[Task prompt]
Copy out each line featuring the string "styles" from the entries beneath.

[Extracted information]
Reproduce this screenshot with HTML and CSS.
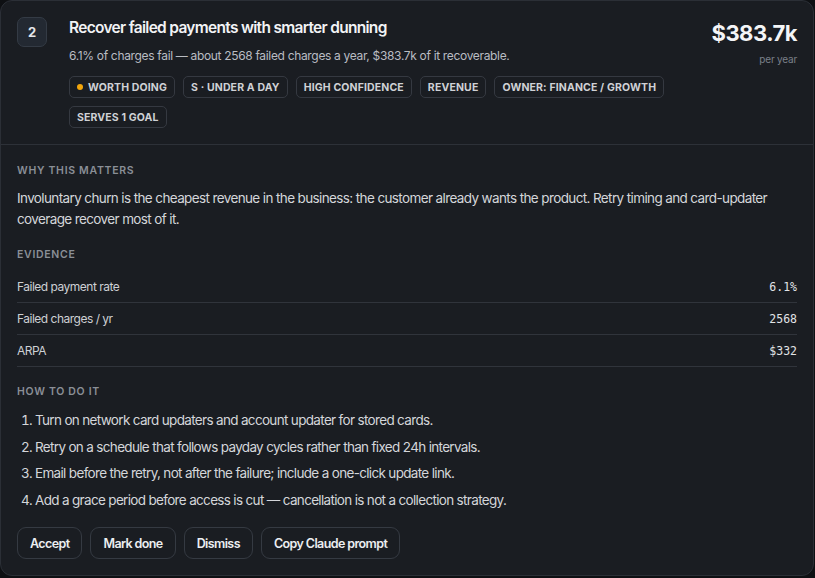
FILE: index.html
```html
<!DOCTYPE html>
<html lang="en">
<head>
  <meta charset="UTF-8" />
  <meta name="viewport" content="width=device-width, initial-scale=1.0"/>
  <title>Recommendation</title>
  <link rel="stylesheet" href="styles.css">
</head>
<body>
  <div class="card">
    <div class="card-head">
      <div class="rank">2</div>
      <div class="head-main">
        <h3 class="title">Recover failed payments with smarter dunning</h3>
        <p class="summary">6.1% of charges fail — about 2568 failed charges a year, $383.7k of it recoverable.</p>
        <div class="tags">
          <span class="tag"><span class="dot"></span>Worth doing</span>
          <span class="tag">S · Under a day</span>
          <span class="tag">High confidence</span>
          <span class="tag">Revenue</span>
          <span class="tag">Owner: Finance / Growth</span>
          <span class="tag">Serves 1 goal</span>
        </div>
      </div>
      <div class="impact">
        <div class="amount">$383.7k</div>
        <div class="period">per year</div>
      </div>
    </div>

    <div class="card-body">
      <div class="section">
        <h4>Why this matters</h4>
        <p class="why">Involuntary churn is the cheapest revenue in the business: the customer already wants the product. Retry timing and card-updater coverage recover most of it.</p>
      </div>

      <div class="section">
        <h4>Evidence</h4>
        <div class="evidence">
          <div class="row"><span>Failed payment rate</span><span class="num">6.1%</span></div>
          <div class="row"><span>Failed charges / yr</span><span class="num">2568</span></div>
          <div class="row"><span>ARPA</span><span class="num">$332</span></div>
        </div>
      </div>

      <div class="section">
        <h4>How to do it</h4>
        <ol class="steps">
          <li>Turn on network card updaters and account updater for stored cards.</li>
          <li>Retry on a schedule that follows payday cycles rather than fixed 24h intervals.</li>
          <li>Email before the retry, not after the failure; include a one-click update link.</li>
          <li>Add a grace period before access is cut — cancellation is not a collection strategy.</li>
        </ol>
      </div>

      <div class="actions">
        <button>Accept</button>
        <button>Mark done</button>
        <button>Dismiss</button>
        <button>Copy Claude prompt</button>
      </div>
    </div>
  </div>
</body>
</html>
```

FILE: styles.css
```css
body {
  margin: 0;
  background: #0e1013;
  font-family: Inter, "Noto Sans", sans-serif;
  color: #d6d8dc;
}

.card {
  width: 812px;
  background: #1a1d22;
  border: 1px solid #2b2f36;
  border-radius: 12px;
}

.card-head {
  display: flex;
  align-items: flex-start;
  padding: 16px 16px 16px;
  border-bottom: 1px solid #2d3138;
}

.rank {
  width: 28px;
  height: 28px;
  flex: none;
  display: flex;
  align-items: center;
  justify-content: center;
  background: #232932;
  border: 1px solid #343b45;
  border-radius: 7px;
  font-size: 13px;
  font-weight: 700;
  color: #e4e6ea;
  margin-right: 22px;
}

.head-main {
  flex: 1;
}

.title {
  margin: 0;
  font-size: 15.5px;
  line-height: 22px;
  font-weight: 600;
  color: #f2f3f5;
  letter-spacing: -0.7px;
}

.summary {
  margin: 8px 0 0;
  font-size: 12px;
  line-height: 18px;
  letter-spacing: -0.33px;
  color: #b9bcc2;
}

.tags {
  display: flex;
  flex-wrap: wrap;
  gap: 8px;
  margin-top: 11px;
}

.tag {
  display: inline-flex;
  align-items: center;
  height: 22px;
  box-sizing: border-box;
  padding: 0 7px;
  border: 1px solid #353941;
  border-radius: 5px;
  font-size: 10.5px;
  font-weight: 700;
  letter-spacing: 0.14px;
  text-transform: uppercase;
  color: #cfd1d5;
}

.dot {
  width: 6px;
  height: 6px;
  border-radius: 50%;
  background: #f2a60c;
  margin-right: 5px;
}

.impact {
  text-align: right;
  padding-left: 24px;
}

.amount {
  font-size: 22px;
  line-height: 28px;
  font-weight: 700;
  letter-spacing: -0.5px;
  color: #f4f5f7;
  margin-top: 2px;
}

.period {
  font-size: 10px;
  line-height: 12px;
  margin-top: 6px;
  letter-spacing: -0.2px;
  color: #7b8089;
}

.card-body {
  padding: 19px 16px 16px;
}

.section + .section {
  margin-top: 18px;
}

h4 {
  margin: 0;
  font-size: 10.5px;
  line-height: 14px;
  font-weight: 600;
  letter-spacing: 0.7px;
  text-transform: uppercase;
  color: #8a8f97;
}

.why {
  margin: 10px 0 0;
  font-size: 13.5px;
  line-height: 21px;
  letter-spacing: -0.62px;
  color: #d4d6da;
}

.evidence {
  margin-top: 9px;
}

.row {
  display: flex;
  justify-content: space-between;
  align-items: center;
  height: 31px;
  border-bottom: 1px solid #30343b;
  font-size: 12px;
  letter-spacing: -0.5px;
  color: #cdd0d4;
}

.num {
  font-family: "DejaVu Sans Mono", monospace;
  font-size: 11.5px;
  letter-spacing: 0;
  color: #e2e4e7;
}

.steps {
  margin: 11px 0 0;
  padding-left: 18px;
  font-size: 13.5px;
  line-height: 20px;
  letter-spacing: -0.67px;
  color: #d4d6da;
}

.steps li + li {
  margin-top: 6.7px;
}

.actions {
  display: flex;
  gap: 8px;
  margin-top: 17px;
}

.actions button {
  height: 32px;
  padding: 0 12px;
  background: #1a1d22;
  border: 1px solid #353a42;
  border-radius: 9px;
  font-family: Inter, sans-serif;
  font-size: 12.5px;
  font-weight: 600;
  letter-spacing: -0.6px;
  color: #eceef1;
  cursor: pointer;
}
```
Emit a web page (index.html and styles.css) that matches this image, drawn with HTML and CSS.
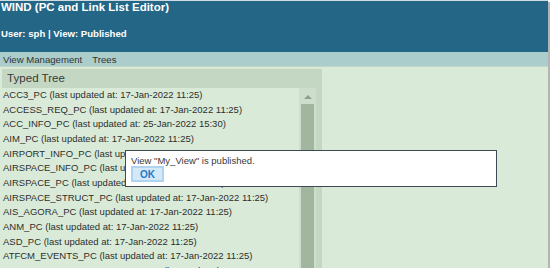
FILE: index.html
```html
<!DOCTYPE html>
<html>
    <head>
        <meta charset="UTF-8">
        <title>WIND (PC and Link List Editor)</title>
        <link rel="stylesheet" href="styles.css">
    </head>
    <body>
        <div class="app">
            <div class="header">
                <div class="title">WIND (PC and Link List Editor)</div>
                <div class="user">User: sph | View: Published</div>
            </div>

            <div class="menu">
                <span class="menu-item">View Management</span>
                <span class="menu-item">Trees</span>
            </div>

            <div class="content">
                <div class="panel">
                    <div class="panel-title">Typed Tree</div>
                    <div class="panel-body">
                        <ul class="tree">
                            <li>ACC3_PC (last updated at: 17-Jan-2022 11:25)</li>
                            <li>ACCESS_REQ_PC (last updated at: 17-Jan-2022 11:25)</li>
                            <li>ACC_INFO_PC (last updated at: 25-Jan-2022 15:30)</li>
                            <li>AIM_PC (last updated at: 17-Jan-2022 11:25)</li>
                            <li>AIRPORT_INFO_PC (last updated at: 17-Jan-2022 11:25)</li>
                            <li>AIRSPACE_INFO_PC (last updated at: 17-Jan-2022 11:25)</li>
                            <li>AIRSPACE_PC (last updated at: 17-Jan-2022 11:25)</li>
                            <li>AIRSPACE_STRUCT_PC (last updated at: 17-Jan-2022 11:25)</li>
                            <li>AIS_AGORA_PC (last updated at: 17-Jan-2022 11:25)</li>
                            <li>ANM_PC (last updated at: 17-Jan-2022 11:25)</li>
                            <li>ASD_PC (last updated at: 17-Jan-2022 11:25)</li>
                            <li>ATFCM_EVENTS_PC (last updated at: 17-Jan-2022 11:25)</li>
                            <li>ATM_AI_CHANGES_PLANNING_PC (last updated at: 17-Jan-2022 11:25)</li>
                            <li>ATS_ROUTES_PC (last updated at: 17-Jan-2022 11:25)</li>
                        </ul>
                        <div class="scrollbar">
                            <div class="scroll-arrow"></div>
                            <div class="scroll-thumb"></div>
                        </div>
                    </div>
                </div>
            </div>

            <div class="dialog">
                <div class="dialog-text">View "My_View" is published.</div>
                <button class="dialog-button">OK</button>
            </div>
        </div>
    </body>
</html>
```

FILE: styles.css
```css
*
{
    box-sizing: border-box;
}

body
{
    margin: 0;
    background: #ffffff;
    font-family: "Liberation Sans", Arial, sans-serif;
}

.app
{
    position: relative;
    display: flex;
    flex-direction: column;
    width: 548px;
    height: 268px;
    box-shadow: 2px 2px 0 #b4b4b4;
}

.header
{
    height: 52px;
    border-top: 1px solid #cfdde3;
    background: #236686;
    color: #ffffff;
    padding-left: 1px;
}

.title
{
    font-size: 11.5px;
    font-weight: bold;
    line-height: 13px;
}

.user
{
    margin-top: 14px;
    font-size: 9.6px;
    font-weight: bold;
    line-height: 11px;
}

.menu
{
    display: flex;
    gap: 10px;
    height: 15px;
    padding: 2px 0 0 3px;
    background: #abcdcc;
    border-bottom: 1px solid #c3d6c5;
    font-size: 9.6px;
    line-height: 11px;
    color: #333333;
}

.content
{
    flex: 1;
    min-height: 0;
    padding: 2px 0 0 2px;
    background: #d9ebd8;
}

.panel
{
    display: flex;
    flex-direction: column;
    width: 320px;
    height: 100%;
    padding-right: 6px;
    background: #c4d7c3;
}

.panel-title
{
    height: 19px;
    padding: 2px 0 0 5px;
    font-size: 11.6px;
    line-height: 13px;
    color: #3a3a3a;
}

.panel-body
{
    flex: 1;
    min-height: 0;
    display: flex;
    overflow: hidden;
}

.tree
{
    flex: 1;
    margin: 0;
    padding: 0 0 0 1px;
    list-style: none;
    background: #d9ebd8;
    overflow: hidden;
}

.tree li
{
    padding: 1.9px 0;
    font-size: 9.5px;
    line-height: 10.9px;
    color: #2e2e2e;
    white-space: nowrap;
}

.scrollbar
{
    display: flex;
    flex-direction: column;
    align-items: center;
    width: 17px;
    background: #cddfcc;
}

.scroll-arrow
{
    width: 0;
    height: 0;
    margin-top: 7px;
    border-left: 4px solid transparent;
    border-right: 4px solid transparent;
    border-bottom: 4px solid #8ea28d;
}

.scroll-thumb
{
    flex: 1;
    width: 13px;
    margin-top: 5px;
    background: #a1b59f;
}

.dialog
{
    position: absolute;
    left: 125px;
    top: 150px;
    width: 372px;
    height: 37px;
    padding: 4px 0 0 5px;
    background: #ffffff;
    border: 1px solid #3d4b55;
}

.dialog-text
{
    font-size: 9.5px;
    line-height: 11px;
    color: #3a3a3a;
}

.dialog-button
{
    display: block;
    width: 33px;
    height: 16px;
    margin-top: 0;
    padding: 0;
    background: #d3e8f8;
    border: 2px solid #aed4f0;
    font-family: "Liberation Sans", Arial, sans-serif;
    font-size: 10px;
    font-weight: bold;
    color: #1f7bc4;
}
```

[Task response]
  <link rel="stylesheet" href="styles.css">
FILE: styles.css
Emit a web page (index.html and styles.css) that matches this image, drawn with HTML and CSS.
        <link rel="stylesheet" href="styles.css">
FILE: styles.css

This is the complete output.